With only about 6% of senior executives saying that their companies immensely understand their customer’s needs, when they are only making assumptions, this has made customer acquisition and retention a hard nut to crack.
Similarly, Responsys recently surveyed over 2,000 adults in the U.S. to figure out how they feel about their relationships with various brands. Interestingly, 34% said, “they have stopped interacting with a brand that sends irrelevant, poor, or disruptive marketing messages.”
Customer persona is a fictional representation of your ideal customers. Personas help us all—in sales, marketing, product, and services. Having a profound understanding of your customer persona(s) is critical to creating compelling content that grows your business.
Edelman’s consumer marketing study surveyed 11,000 people across eight different countries who have participated in one or more brand engaging activities (like following a brand on social media) in the past year.
The study discovered that 51% of respondents feel brands are underperforming when it comes to finding out what their needs are, and only about 10% said brands are doing well.
Finally, customer personas can give your organization a tremendous insight on how best to serve and reach your customers with your marketing automation tool.
4). Review automation tools based on your budget
At the end of the day, the automation program you’re going to choose for your business will totally depend on your budget.
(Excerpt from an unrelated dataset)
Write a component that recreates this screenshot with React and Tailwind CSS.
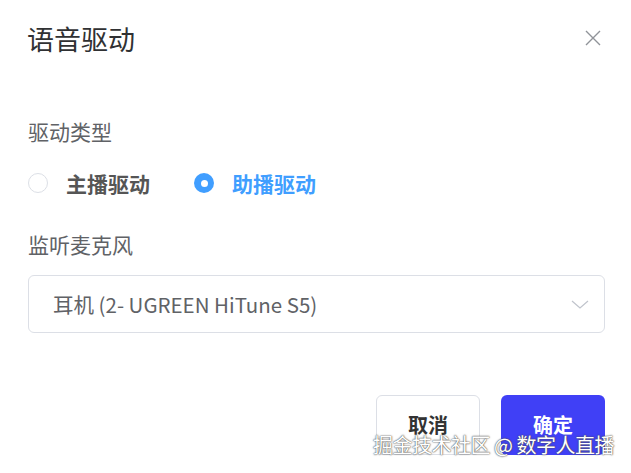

You don’t want to go for a program that will make you break the bank. If you’re just starting out and your business is not yet generating a substantial amount to invest in some of the advanced programs out there, the smart thing to do is to invest in an automation program that will get the job done.
The good thing is most of the marketing automation tools on the internet that is considered cheap or basic can still carry out most of the functions the more advanced ones boast of (although with some limitations). Agile CRM is a good example; it’s free for 10 users.
Also, if you don’t have money to invest in an automation tool at the moment, you can still get some tools that offer limited free subscription. For example, you can use Mailerlite or Mailchimp email marketing program free for your first 2,000 subscribers and then upgrade later.
5). Design programs to be measurable
“Measurement is the first step to control and, eventually, to improvement.”
— James Harrington
If you want the marketing automation journey to be fun and result-driven, you’ll need to have systems in place for effective measurement or tracking.
The perfect marketing plans are often created with measurements in mind even before the program starts. And yes, all your lead generation programs are measurable—though some channels might be difficult to measure initially, it becomes easier later on.
For example, do you want to improve your brand influence?
How about measuring things like shares and likes? The point is—whatever your metrics are, figure out what they are early in the planning stage.
Ask yourself the following questions:
- What are you going to measure?
- When are you going to measure it?
- How will you measure it?
A good automation program will help you to truly track your campaigns and tie them to revenue, and also tie programs to opportunities, and pipeline created.
Below are two metrics you can measure with marketing automation:
- Program analysis: Proves the efficacy of your programs and to know what delivers the most return on investment (ROI).
- Reporting: Create your own custom reports that can measure return on investment by channel, pipeline generated per program, revenue per program, etc.
By leveraging the reporting feature within your marketing automation program, you can generate more accurate numbers.
While choosing an automation tool, go with one that will enable you to measure every step of your marketing campaign.
A good marketing automation software will help increase your company’s operational efficiency and also grow your revenue.
You don’t really need to waste time looking for the perfect automation tool, just follow this guide and pick one based on your budget. The major thing is to start using one to automate your business as soon as possible.
A Report from IDC found the global market for marketing automation will continue to grow—from $3.2 billion in 2010 to $4.8 billion in 2015.